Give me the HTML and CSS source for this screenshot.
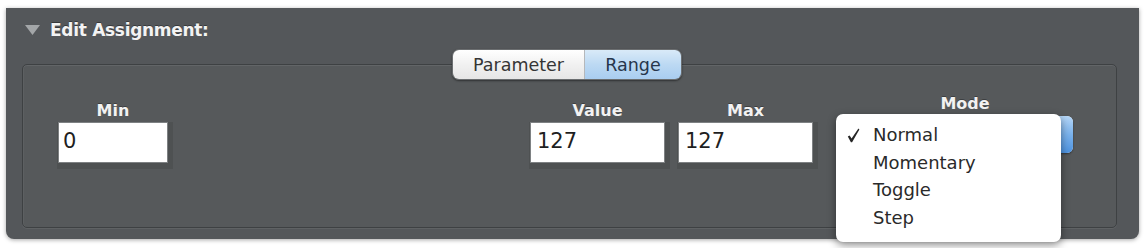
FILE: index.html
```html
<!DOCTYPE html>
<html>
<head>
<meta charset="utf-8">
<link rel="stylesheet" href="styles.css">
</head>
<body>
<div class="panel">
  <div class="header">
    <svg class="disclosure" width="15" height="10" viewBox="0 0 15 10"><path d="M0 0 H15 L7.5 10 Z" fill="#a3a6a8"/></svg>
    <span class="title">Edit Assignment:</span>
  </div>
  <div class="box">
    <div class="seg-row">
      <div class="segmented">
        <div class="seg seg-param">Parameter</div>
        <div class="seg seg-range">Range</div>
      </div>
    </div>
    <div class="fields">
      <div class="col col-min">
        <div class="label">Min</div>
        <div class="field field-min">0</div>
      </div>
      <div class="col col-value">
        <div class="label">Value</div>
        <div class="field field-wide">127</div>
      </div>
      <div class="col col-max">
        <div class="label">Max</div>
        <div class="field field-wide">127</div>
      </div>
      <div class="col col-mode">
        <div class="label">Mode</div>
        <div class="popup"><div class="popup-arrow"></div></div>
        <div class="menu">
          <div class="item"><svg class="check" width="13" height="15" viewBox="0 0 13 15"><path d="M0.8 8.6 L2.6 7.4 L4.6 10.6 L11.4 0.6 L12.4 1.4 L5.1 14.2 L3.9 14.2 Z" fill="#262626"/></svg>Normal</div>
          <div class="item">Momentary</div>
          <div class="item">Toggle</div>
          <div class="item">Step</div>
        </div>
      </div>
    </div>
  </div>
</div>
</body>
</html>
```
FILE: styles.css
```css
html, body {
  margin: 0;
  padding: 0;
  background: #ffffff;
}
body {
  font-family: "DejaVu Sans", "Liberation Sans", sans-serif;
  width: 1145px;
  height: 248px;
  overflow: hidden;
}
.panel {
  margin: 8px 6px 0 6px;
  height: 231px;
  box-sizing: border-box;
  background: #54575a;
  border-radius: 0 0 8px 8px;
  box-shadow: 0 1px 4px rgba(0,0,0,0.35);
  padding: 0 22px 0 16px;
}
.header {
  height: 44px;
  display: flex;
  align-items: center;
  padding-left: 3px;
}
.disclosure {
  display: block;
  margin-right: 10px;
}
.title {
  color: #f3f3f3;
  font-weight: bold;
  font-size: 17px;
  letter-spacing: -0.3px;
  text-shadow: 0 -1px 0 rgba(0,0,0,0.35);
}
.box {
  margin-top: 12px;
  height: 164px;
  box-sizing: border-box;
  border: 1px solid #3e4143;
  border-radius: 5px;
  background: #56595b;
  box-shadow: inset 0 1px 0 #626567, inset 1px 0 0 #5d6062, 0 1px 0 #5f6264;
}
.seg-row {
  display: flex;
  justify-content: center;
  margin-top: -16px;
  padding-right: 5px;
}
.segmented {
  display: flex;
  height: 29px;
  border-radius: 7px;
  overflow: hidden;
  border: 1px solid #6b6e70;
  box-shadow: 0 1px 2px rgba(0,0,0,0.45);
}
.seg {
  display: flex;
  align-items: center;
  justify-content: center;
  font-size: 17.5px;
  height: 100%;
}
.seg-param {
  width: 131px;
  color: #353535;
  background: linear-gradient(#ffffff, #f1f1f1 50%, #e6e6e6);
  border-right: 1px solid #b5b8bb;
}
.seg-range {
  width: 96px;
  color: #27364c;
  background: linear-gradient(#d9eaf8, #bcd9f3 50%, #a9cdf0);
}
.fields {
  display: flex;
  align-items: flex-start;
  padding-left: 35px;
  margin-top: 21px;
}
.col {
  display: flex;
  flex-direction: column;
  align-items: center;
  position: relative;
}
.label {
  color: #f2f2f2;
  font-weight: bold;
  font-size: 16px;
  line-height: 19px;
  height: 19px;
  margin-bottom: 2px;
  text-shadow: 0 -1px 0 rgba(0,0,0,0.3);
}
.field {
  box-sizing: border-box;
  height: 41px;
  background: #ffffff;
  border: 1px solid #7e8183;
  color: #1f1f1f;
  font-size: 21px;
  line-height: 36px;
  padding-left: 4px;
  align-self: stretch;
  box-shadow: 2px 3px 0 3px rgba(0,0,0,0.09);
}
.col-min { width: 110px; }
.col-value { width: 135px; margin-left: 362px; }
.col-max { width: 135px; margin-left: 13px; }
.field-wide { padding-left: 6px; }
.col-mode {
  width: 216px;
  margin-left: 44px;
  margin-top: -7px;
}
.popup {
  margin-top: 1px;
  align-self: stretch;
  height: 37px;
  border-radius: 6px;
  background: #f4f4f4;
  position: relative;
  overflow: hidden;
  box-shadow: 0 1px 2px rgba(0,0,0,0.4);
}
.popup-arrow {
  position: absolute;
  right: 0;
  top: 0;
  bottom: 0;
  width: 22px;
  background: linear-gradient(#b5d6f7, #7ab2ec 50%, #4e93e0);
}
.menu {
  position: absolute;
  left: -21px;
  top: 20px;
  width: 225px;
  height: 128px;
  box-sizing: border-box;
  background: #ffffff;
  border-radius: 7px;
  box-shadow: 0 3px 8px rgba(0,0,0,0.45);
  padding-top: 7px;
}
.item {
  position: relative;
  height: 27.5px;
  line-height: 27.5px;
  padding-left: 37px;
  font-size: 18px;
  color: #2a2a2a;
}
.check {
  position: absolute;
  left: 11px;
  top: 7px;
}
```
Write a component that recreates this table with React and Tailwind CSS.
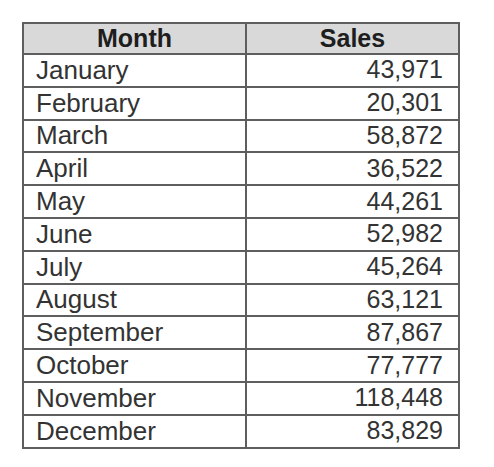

_ _ _

Reproduce each line exactly as it appears, omitting the pictures.

Give me the HTML and CSS source for this screenshot.
FILE: index.html
```html
<!DOCTYPE html>
<html>
<head>
<meta charset="utf-8">
<link rel="stylesheet" href="styles.css">
</head>
<body>
<div class="panel">
  <div class="header">
    <svg class="disclosure" width="15" height="10" viewBox="0 0 15 10"><path d="M0 0 H15 L7.5 10 Z" fill="#a3a6a8"/></svg>
    <span class="title">Edit Assignment:</span>
  </div>
  <div class="box">
    <div class="seg-row">
      <div class="segmented">
        <div class="seg seg-param">Parameter</div>
        <div class="seg seg-range">Range</div>
      </div>
    </div>
    <div class="fields">
      <div class="col col-min">
        <div class="label">Min</div>
        <div class="field field-min">0</div>
      </div>
      <div class="col col-value">
        <div class="label">Value</div>
        <div class="field field-wide">127</div>
      </div>
      <div class="col col-max">
        <div class="label">Max</div>
        <div class="field field-wide">127</div>
      </div>
      <div class="col col-mode">
        <div class="label">Mode</div>
        <div class="popup"><div class="popup-arrow"></div></div>
        <div class="menu">
          <div class="item"><svg class="check" width="13" height="15" viewBox="0 0 13 15"><path d="M0.8 8.6 L2.6 7.4 L4.6 10.6 L11.4 0.6 L12.4 1.4 L5.1 14.2 L3.9 14.2 Z" fill="#262626"/></svg>Normal</div>
          <div class="item">Momentary</div>
          <div class="item">Toggle</div>
          <div class="item">Step</div>
        </div>
      </div>
    </div>
  </div>
</div>
</body>
</html>
```
FILE: styles.css
```css
html, body {
  margin: 0;
  padding: 0;
  background: #ffffff;
}
body {
  font-family: "DejaVu Sans", "Liberation Sans", sans-serif;
  width: 1145px;
  height: 248px;
  overflow: hidden;
}
.panel {
  margin: 8px 6px 0 6px;
  height: 231px;
  box-sizing: border-box;
  background: #54575a;
  border-radius: 0 0 8px 8px;
  box-shadow: 0 1px 4px rgba(0,0,0,0.35);
  padding: 0 22px 0 16px;
}
.header {
  height: 44px;
  display: flex;
  align-items: center;
  padding-left: 3px;
}
.disclosure {
  display: block;
  margin-right: 10px;
}
.title {
  color: #f3f3f3;
  font-weight: bold;
  font-size: 17px;
  letter-spacing: -0.3px;
  text-shadow: 0 -1px 0 rgba(0,0,0,0.35);
}
.box {
  margin-top: 12px;
  height: 164px;
  box-sizing: border-box;
  border: 1px solid #3e4143;
  border-radius: 5px;
  background: #56595b;
  box-shadow: inset 0 1px 0 #626567, inset 1px 0 0 #5d6062, 0 1px 0 #5f6264;
}
.seg-row {
  display: flex;
  justify-content: center;
  margin-top: -16px;
  padding-right: 5px;
}
.segmented {
  display: flex;
  height: 29px;
  border-radius: 7px;
  overflow: hidden;
  border: 1px solid #6b6e70;
  box-shadow: 0 1px 2px rgba(0,0,0,0.45);
}
.seg {
  display: flex;
  align-items: center;
  justify-content: center;
  font-size: 17.5px;
  height: 100%;
}
.seg-param {
  width: 131px;
  color: #353535;
  background: linear-gradient(#ffffff, #f1f1f1 50%, #e6e6e6);
  border-right: 1px solid #b5b8bb;
}
.seg-range {
  width: 96px;
  color: #27364c;
  background: linear-gradient(#d9eaf8, #bcd9f3 50%, #a9cdf0);
}
.fields {
  display: flex;
  align-items: flex-start;
  padding-left: 35px;
  margin-top: 21px;
}
.col {
  display: flex;
  flex-direction: column;
  align-items: center;
  position: relative;
}
.label {
  color: #f2f2f2;
  font-weight: bold;
  font-size: 16px;
  line-height: 19px;
  height: 19px;
  margin-bottom: 2px;
  text-shadow: 0 -1px 0 rgba(0,0,0,0.3);
}
.field {
  box-sizing: border-box;
  height: 41px;
  background: #ffffff;
  border: 1px solid #7e8183;
  color: #1f1f1f;
  font-size: 21px;
  line-height: 36px;
  padding-left: 4px;
  align-self: stretch;
  box-shadow: 2px 3px 0 3px rgba(0,0,0,0.09);
}
.col-min { width: 110px; }
.col-value { width: 135px; margin-left: 362px; }
.col-max { width: 135px; margin-left: 13px; }
.field-wide { padding-left: 6px; }
.col-mode {
  width: 216px;
  margin-left: 44px;
  margin-top: -7px;
}
.popup {
  margin-top: 1px;
  align-self: stretch;
  height: 37px;
  border-radius: 6px;
  background: #f4f4f4;
  position: relative;
  overflow: hidden;
  box-shadow: 0 1px 2px rgba(0,0,0,0.4);
}
.popup-arrow {
  position: absolute;
  right: 0;
  top: 0;
  bottom: 0;
  width: 22px;
  background: linear-gradient(#b5d6f7, #7ab2ec 50%, #4e93e0);
}
.menu {
  position: absolute;
  left: -21px;
  top: 20px;
  width: 225px;
  height: 128px;
  box-sizing: border-box;
  background: #ffffff;
  border-radius: 7px;
  box-shadow: 0 3px 8px rgba(0,0,0,0.45);
  padding-top: 7px;
}
.item {
  position: relative;
  height: 27.5px;
  line-height: 27.5px;
  padding-left: 37px;
  font-size: 18px;
  color: #2a2a2a;
}
.check {
  position: absolute;
  left: 11px;
  top: 7px;
}
```
Write a component that recreates this table with React and Tailwind CSS.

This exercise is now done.